Enter my passive aggressive movie screening.
In my head, my father would see the movie, would understand how awful that experience had been for me, would perhaps even recognize my deep guilt that I barely admitted to myself that by keeping silent, I may have exposed other girls to the same fate and worse if they didn’t know at least the no and go parts of “no-go-tell”. Instead, he was the best of who he is — deep compassion and deep desire for reconciliation. And all I could think was, “Why does his comfort matter to you more than my dignity?”
I don’t want to equate my experience with the far worse experiences so many women and men have gone through. It’s not even as bad as the things that many of my female friends cannot admit to themselves was nonconsensual sex or rape or the misuse of power for someone’s sexual satisfaction.

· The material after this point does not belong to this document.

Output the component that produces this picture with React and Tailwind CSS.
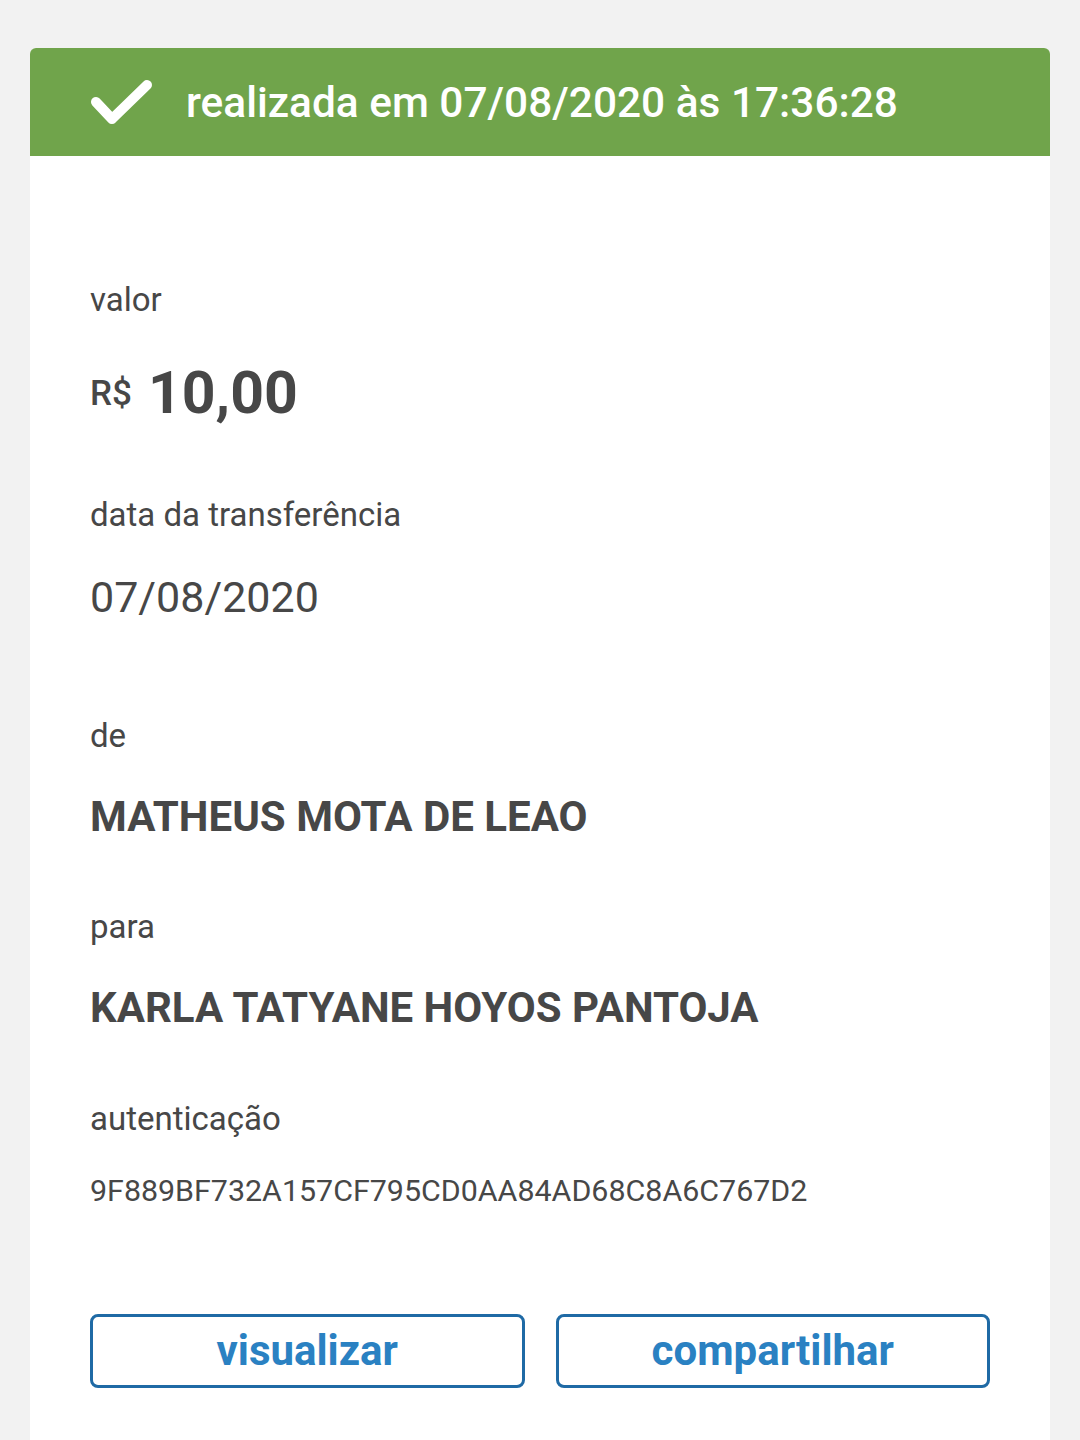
export default function App() {
  return (
    <div className="min-h-screen bg-[#f2f2f2] px-[30px] pt-[48px] font-['Roboto',sans-serif] text-[#474747]">
      <div className="bg-white rounded-t-[6px] overflow-hidden min-h-[1392px]">
        <div className="h-[108px] bg-[#70a44b] flex items-center pl-[58px] pt-[3px]">
          <svg width="66" height="48" viewBox="0 0 66 48" className="shrink-0">
            <path d="M8 22 L24 39 L59 5" fill="none" stroke="white" strokeWidth="10" strokeLinecap="round" strokeLinejoin="round" />
          </svg>
          <span className="ml-[32px] text-[42.4px] font-medium text-white leading-none">
            realizada em 07/08/2020 às 17:36:28
          </span>
        </div>

        <div className="px-[60px] pt-[124px] pb-[40px]">
          <div className="text-[33px] leading-[40px]">valor</div>
          <div className="mt-[43px] flex items-center h-[60px]">
            <span className="text-[35px] font-medium leading-none">R$</span>
            <span className="ml-[16px] text-[59px] font-bold leading-[60px]">10,00</span>
          </div>

          <div className="mt-[72px] text-[33px] leading-[40px]">data da transferência</div>
          <div className="mt-[37px] text-[43px] leading-[50px]">07/08/2020</div>

          <div className="mt-[94px] text-[33px] leading-[40px]">de</div>
          <div className="mt-[36px] text-[42px] leading-[50px] font-bold">MATHEUS MOTA DE LEAO</div>

          <div className="mt-[65px] text-[33px] leading-[40px]">para</div>
          <div className="mt-[36px] text-[42px] leading-[50px] font-bold">KARLA TATYANE HOYOS PANTOJA</div>

          <div className="mt-[66px] text-[33px] leading-[40px]">autenticação</div>
          <div className="mt-[34px] text-[30.4px] leading-[36px]">9F889BF732A157CF795CD0AA84AD68C8A6C767D2</div>

          <div className="mt-[105px] grid grid-cols-2 gap-[31px]">
            <button className="h-[74px] rounded-[8px] border-[3px] border-[#1f6aa5] bg-white text-[42px] font-bold text-[#2a81c2] leading-none">
              visualizar
            </button>
            <button className="h-[74px] rounded-[8px] border-[3px] border-[#1f6aa5] bg-white text-[42px] font-bold text-[#2a81c2] leading-none">
              compartilhar
            </button>
          </div>
        </div>
      </div>
    </div>
  );
}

And I don’t want to suggest that this has left me completely stunted. I have certainly had men treat me very badly while dating, but I’ve also had men comfort and support me. Many of my closest friends are men. I continue to have an active dating life. And as a single woman who dates regularly, I have also been pressured into doing things that I didn’t want to do because of rape culture that says not to resist, or that I had led him on, or that at this point it couldn’t be stopped, or that he would treat me with contempt if I didn’t give him what he thought was a given of this evening. This became even more complicated for me when an ex-boyfriend commented that his 21-year-old girlfriend’s virginity made her love for him more pure. Because that’s actually part of the complication of our rape culture: associations of purity attached to women that hurt whole communities, not just individuals.
I love my father deeply, and I recognize that his constant desire to see all people reconciled is one of the two most important life influences I have. The other is my mother’s steadfast and tenacious commitment to justice and right.

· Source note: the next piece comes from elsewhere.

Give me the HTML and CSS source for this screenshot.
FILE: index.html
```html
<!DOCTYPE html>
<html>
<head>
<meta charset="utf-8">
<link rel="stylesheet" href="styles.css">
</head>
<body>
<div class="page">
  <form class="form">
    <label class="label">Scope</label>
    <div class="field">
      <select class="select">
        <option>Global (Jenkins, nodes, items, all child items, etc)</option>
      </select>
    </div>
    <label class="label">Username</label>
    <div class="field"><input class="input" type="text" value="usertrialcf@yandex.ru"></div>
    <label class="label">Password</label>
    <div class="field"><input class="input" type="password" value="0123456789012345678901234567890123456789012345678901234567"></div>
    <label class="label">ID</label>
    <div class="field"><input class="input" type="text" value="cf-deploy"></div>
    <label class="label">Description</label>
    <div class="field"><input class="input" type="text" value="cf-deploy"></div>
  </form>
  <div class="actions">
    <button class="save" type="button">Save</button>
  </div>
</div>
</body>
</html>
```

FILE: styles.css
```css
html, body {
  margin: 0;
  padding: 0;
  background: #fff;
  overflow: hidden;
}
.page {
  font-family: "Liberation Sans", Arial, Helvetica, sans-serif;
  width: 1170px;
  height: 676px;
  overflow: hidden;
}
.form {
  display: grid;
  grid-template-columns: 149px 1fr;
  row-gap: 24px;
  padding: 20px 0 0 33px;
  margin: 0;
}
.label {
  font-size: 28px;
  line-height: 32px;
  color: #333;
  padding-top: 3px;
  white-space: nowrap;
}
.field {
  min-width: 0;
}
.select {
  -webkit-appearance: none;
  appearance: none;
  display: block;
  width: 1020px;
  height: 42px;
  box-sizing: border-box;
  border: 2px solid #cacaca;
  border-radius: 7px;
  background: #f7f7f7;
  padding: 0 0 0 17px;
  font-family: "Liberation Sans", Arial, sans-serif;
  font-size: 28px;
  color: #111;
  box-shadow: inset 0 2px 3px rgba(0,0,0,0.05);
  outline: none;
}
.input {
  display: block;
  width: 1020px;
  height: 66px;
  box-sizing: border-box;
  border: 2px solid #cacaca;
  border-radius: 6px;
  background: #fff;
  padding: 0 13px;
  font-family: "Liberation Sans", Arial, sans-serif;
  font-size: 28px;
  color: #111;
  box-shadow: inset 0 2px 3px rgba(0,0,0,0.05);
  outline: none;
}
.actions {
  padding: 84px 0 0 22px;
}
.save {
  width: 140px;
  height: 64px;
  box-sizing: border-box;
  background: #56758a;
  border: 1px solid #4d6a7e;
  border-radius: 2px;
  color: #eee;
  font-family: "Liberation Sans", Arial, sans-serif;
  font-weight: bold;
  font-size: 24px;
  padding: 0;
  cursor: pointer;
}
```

I’m not sure I have it in me to reconcile with that man who French kissed a 10-year-old while “Raiders of the Lost Ark” played in the background, but after many years of not publicly standing with my countless sisters and brothers who have been manipulated into physical intimacy that they did not choose because of someone else’s power, and after years of remaining silent instead of saying “This happens a LOT, and it’s NOT OK”, it was finally time for me to do what is just and right, in the hopes that a few people who didn’t realize they were blaming the victim, who didn’t realize they were influenced by the lie of “innocent victims versus the ones who were asking for it” might, at least today, give pause.
Because that 10-year-old placed community before self. And ultimately, I believe it came at cost to both community and self. Would that more communities would look a little more like the family in “Monsoon Wedding” and a little less like my internalized notion of silence protecting my extended and socially-created family.